The plays of Shakespeare are filled with references to herbs and flowers. 

“There’s fennel for you and columbines.  There’s a daisy. I would give you some violets, but they withered all when my father died.”

In "Hamlet," when Ophelia mentions flowers, Shakespeare was making statements that probably were quite obvious to his audiences.

In Elizabethan times, fennel was the symbol of flattery, while columbines signified marital infidelity and ingratitude. Daisies were symbols of unhappy love. 

Curiously, the columbines in England are blue, while at Interlochen, they are red, and there is a reason.

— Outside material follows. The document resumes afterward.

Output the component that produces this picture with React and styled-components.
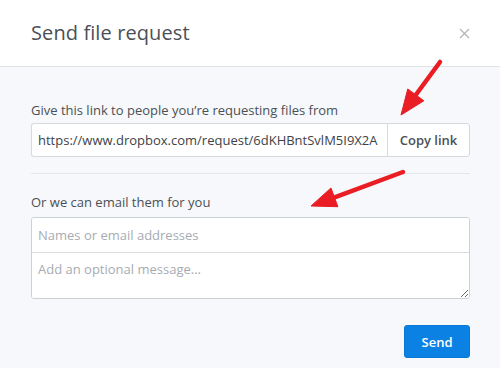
import styled, { createGlobalStyle } from 'styled-components';

const GlobalStyle = createGlobalStyle`
    html, body {
        margin: 0;
        padding: 0;
        background: #f6f8fb;
    }
    * {
        box-sizing: border-box;
    }
`;

const Modal = styled.div`
    position: relative;
    width: 500px;
    height: 368px;
    overflow: hidden;
    font-family: "Open Sans", "Liberation Sans", sans-serif;
    color: #4b5056;
    background: #f6f8fb;
`;

const Header = styled.div`
    height: 67px;
    padding: 0 31px;
    display: flex;
    align-items: center;
    justify-content: space-between;
    background: #fff;
    border-bottom: 1px solid #dfe3e8;
`;

const Title = styled.h1`
    margin: 0 0 1px;
    font-size: 20px;
    font-weight: 400;
    color: #4b5056;
    letter-spacing: 0.1px;
`;

const Close = styled.button`
    border: none;
    background: none;
    padding: 0;
    margin-right: -2px;
    width: 14px;
    height: 14px;
    display: flex;
    align-items: center;
    justify-content: center;
    cursor: pointer;
`;

const Body = styled.div`
    padding: 34px 30px 0 31px;
    display: flex;
    flex-direction: column;
`;

const Label = styled.div`
    font-size: 13px;
    line-height: 18px;
    color: #4b5056;
    margin-bottom: ${(p) => p.$gap || 4}px;
`;

const LinkRow = styled.div`
    display: flex;
    height: 34px;
`;

const LinkInput = styled.input`
    flex: 1;
    min-width: 0;
    height: 100%;
    padding: 0 6px;
    font-family: inherit;
    font-size: 13px;
    color: #3e4247;
    background: #fff;
    border: 1px solid #d6dadf;
    border-right: none;
    border-radius: 3px 0 0 3px;
    outline: none;
`;

const CopyButton = styled.button`
    width: 83px;
    height: 100%;
    padding: 0;
    font-family: inherit;
    font-size: 13px;
    font-weight: 600;
    color: #4b5056;
    background: #fff;
    border: 1px solid #d6dadf;
    border-radius: 0 3px 3px 0;
    cursor: pointer;
`;

const Divider = styled.hr`
    margin: 16px 0 19px;
    border: none;
    border-top: 1px solid #e3e7eb;
`;

const EmailBox = styled.div`
    display: flex;
    flex-direction: column;
    background: #fff;
    border: 1px solid #ccd1d6;
    border-radius: 3px;
    overflow: hidden;
`;

const EmailInput = styled.input`
    height: 35px;
    padding: 0 6px;
    font-family: inherit;
    font-size: 13px;
    color: #3e4247;
    border: none;
    border-bottom: 1px solid #dadee3;
    outline: none;
    &::placeholder {
        color: #a7acb2;
    }
`;

const Message = styled.textarea`
    display: block;
    height: 45px;
    padding: 7px 6px;
    font-family: inherit;
    font-size: 13px;
    color: #3e4247;
    border: none;
    outline: none;
    resize: vertical;
    &::placeholder {
        color: #a7acb2;
    }
`;

const Footer = styled.div`
    display: flex;
    justify-content: flex-end;
    margin-top: 26px;
`;

const SendButton = styled.button`
    width: 66px;
    height: 33px;
    padding: 0;
    font-family: inherit;
    font-size: 13px;
    font-weight: 600;
    color: #fff;
    background: #0c81e4;
    border: 1px solid #0a78d6;
    border-radius: 3px;
    cursor: pointer;
`;

const Annotations = styled.svg`
    position: absolute;
    left: 0;
    top: 0;
    pointer-events: none;
`;

const Arrow = ({ x1, y1, x2, y2 }) => {
    const ang = Math.atan2(y2 - y1, x2 - x1);
    const len = 25;
    const half = 10;
    const bx = x2 - Math.cos(ang) * len;
    const by = y2 - Math.sin(ang) * len;
    const px = -Math.sin(ang) * half;
    const py = Math.cos(ang) * half;
    const sx = x2 - Math.cos(ang) * (len - 2);
    const sy = y2 - Math.sin(ang) * (len - 2);
    return (
        <g fill="#ea1c24" stroke="#ea1c24">
            <line x1={x1} y1={y1} x2={sx} y2={sy} strokeWidth="4.5" strokeLinecap="round" />
            <polygon points={`${x2},${y2} ${bx + px},${by + py} ${bx - px},${by - py}`} strokeWidth="1" strokeLinejoin="round" />
        </g>
    );
};

const App = () => {
    return (
        <>
            <GlobalStyle />
            <Modal>
                <Header>
                    <Title>Send file request</Title>
                    <Close aria-label="Close">
                        <svg width="11" height="11" viewBox="0 0 11 11">
                            <path d="M1 1 L10 10 M10 1 L1 10" stroke="#b3b8be" strokeWidth="1.4" />
                        </svg>
                    </Close>
                </Header>
                <Body>
                    <Label>Give this link to people you’re requesting files from</Label>
                    <LinkRow>
                        <LinkInput readOnly value="https://www.dropbox.com/request/6dKHBntSvlM5I9X2A" />
                        <CopyButton>Copy link</CopyButton>
                    </LinkRow>
                    <Divider />
                    <Label $gap={6}>Or we can email them for you</Label>
                    <EmailBox>
                        <EmailInput placeholder="Names or email addresses" />
                        <Message placeholder="Add an optional message..." />
                    </EmailBox>
                    <Footer>
                        <SendButton>Send</SendButton>
                    </Footer>
                </Body>
                <Annotations width="500" height="368">
                    <Arrow x1={440} y1={62} x2={401} y2={115} />
                    <Arrow x1={403} y1={172} x2={311} y2={206} />
                </Annotations>
            </Modal>
        </>
    );
};

export default App;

Here in the Americas, columbines are pollinated by hummingbirds, creatures strongly attracted by the color red. Hummingbirds do not live in Europe, so to attract insects (which do not respond the red end of the spectrum), English wildflowers are more likely to be blue or violet.

When Shakespeare mentioned violets (which he did 18 times), the term was used for any sweet-smelling flower.

Violets were the symbol of loyalty.  Not a bad symbol, because these plant are perennials,  loyally blooming in the same place each year.
I don’t think Ophelia was a naturalist.  She wove garlands using nettles. When she spoke of  flowers,  she probably wasn't discussing botany but rather was revealing her somewhat troubled true feelings.